By: Allison Wisyanski ~Arts & Entertainment Editor~
Taylor Swift – “1989”
Swift has yet again impressed us with her upbeat songs and strong, confident vocals. The album is diversified throughout with different song paces, such as the fast tunes “How You Get the Girl” and “Shake It Off ” and the slower “This Love” and “Clean.” Swift impressed listeners with the focus and density of her voice. She successfully transitioned herself completely into the pop genre with this album. Her album made it to the number one spot on Billboard’s top 10 albums of 2014, and earned the largest sales week, selling 1.287 million copies.

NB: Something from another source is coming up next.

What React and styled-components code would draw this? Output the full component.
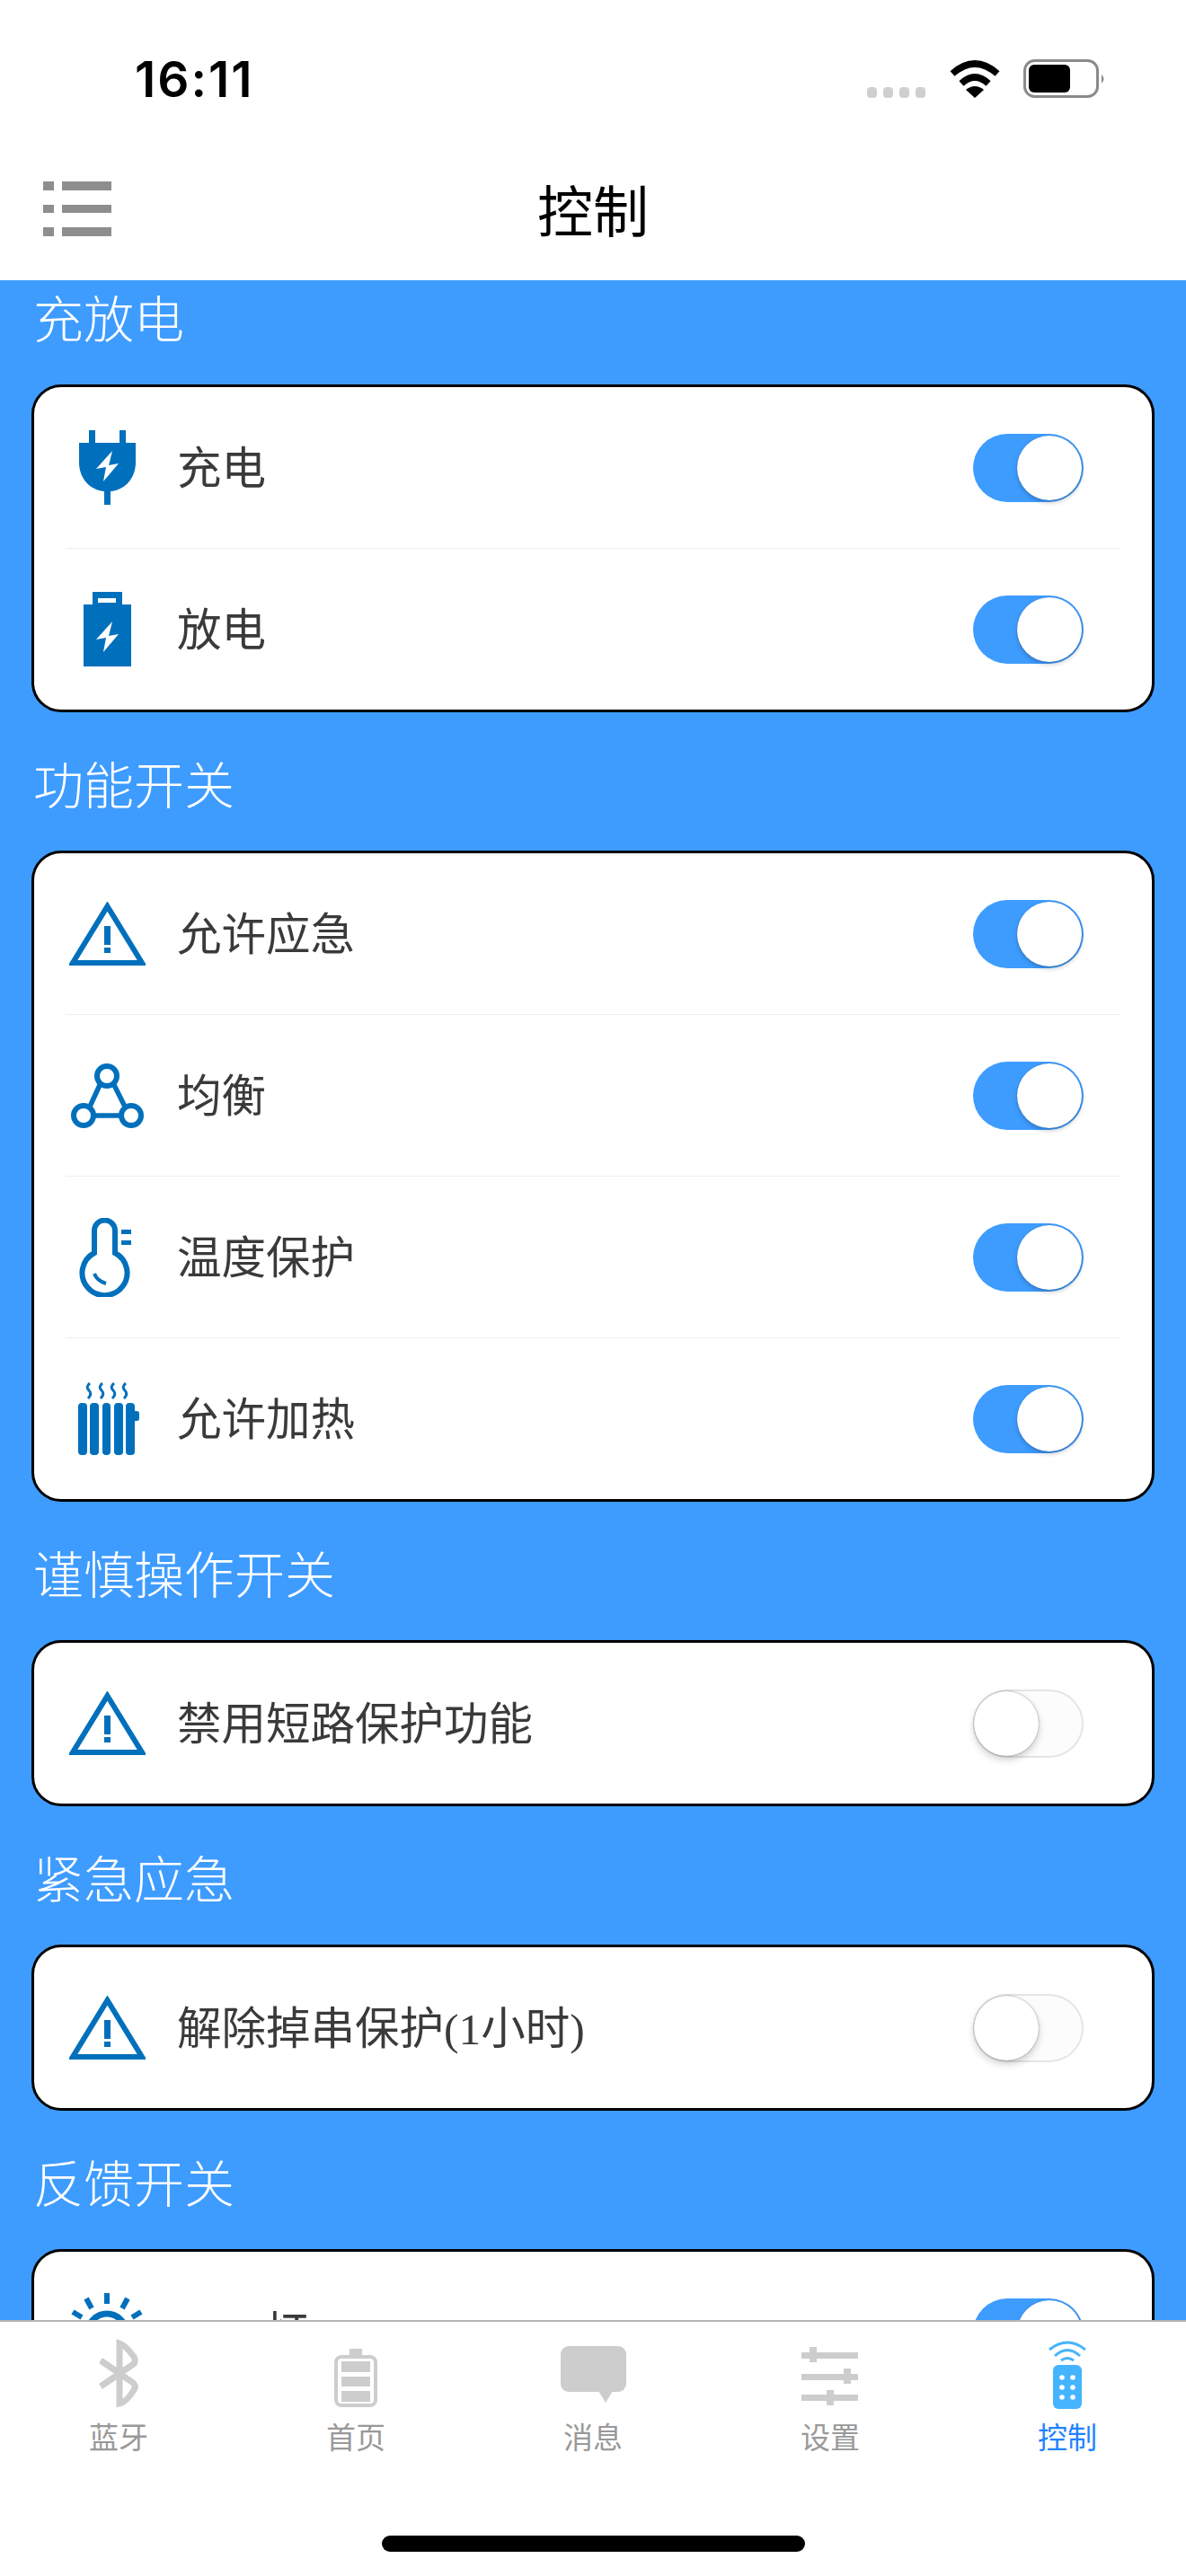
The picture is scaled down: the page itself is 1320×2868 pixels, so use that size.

Sam Smith – “In the Lonely Hour”
With his effortless vocals, Sam Smith lures listeners in with his brilliantly written songs about love and heartache. This album features his hit singles “Not the Only One” and “Stay With Me,” capturing his emotions and hooking listeners with his angelic voice.
Sam Hunt – “Montevallo”
Hunt released an energetic country album with pop influences evident on some of the tracks, such as “Single for the Summer.” Although Hunt moves past the traditional country sound with “Montevallo,” his smooth sing-talk draws listeners in and keeps them wanting even more of his music. “Montevallo” erases the border between pop, R&B and modern country. With hits like “Take Your Time” and “Leave the Night On,” it is no wonder Hunt became the first country singer in over 20 years to hit Number 1 on three genre charts simultaneously.
Lana Del Rey – “Ultraviolence”
Produced by The Black Keys’ Dan Auerbach, Lana Del Rey brings her indie-noir and psychedelic- pop anthems to the music scene with this album. “Ultraviolence,” wraps seduction, sexiness and melancholy into one cohesive album. Del Rey covers angst, desire and sadness in “Old Money” and the title track “Ultraviolence,” closing the album with the single “West Coast,” a deep, musical masterpiece capturing her dream-like voice.
Ed Sheeran – “X”
Sheeran expands his pop scene profile with his acoustic melodies, heart-driven lyrics, and smooth vocals, veering away from the conventions of mainstream pop. He leaps between “Sing,” a Justin Timberlake–inspired track, and “Don’t,” an upbeat, fun soul hymn featuring subtle piano keys.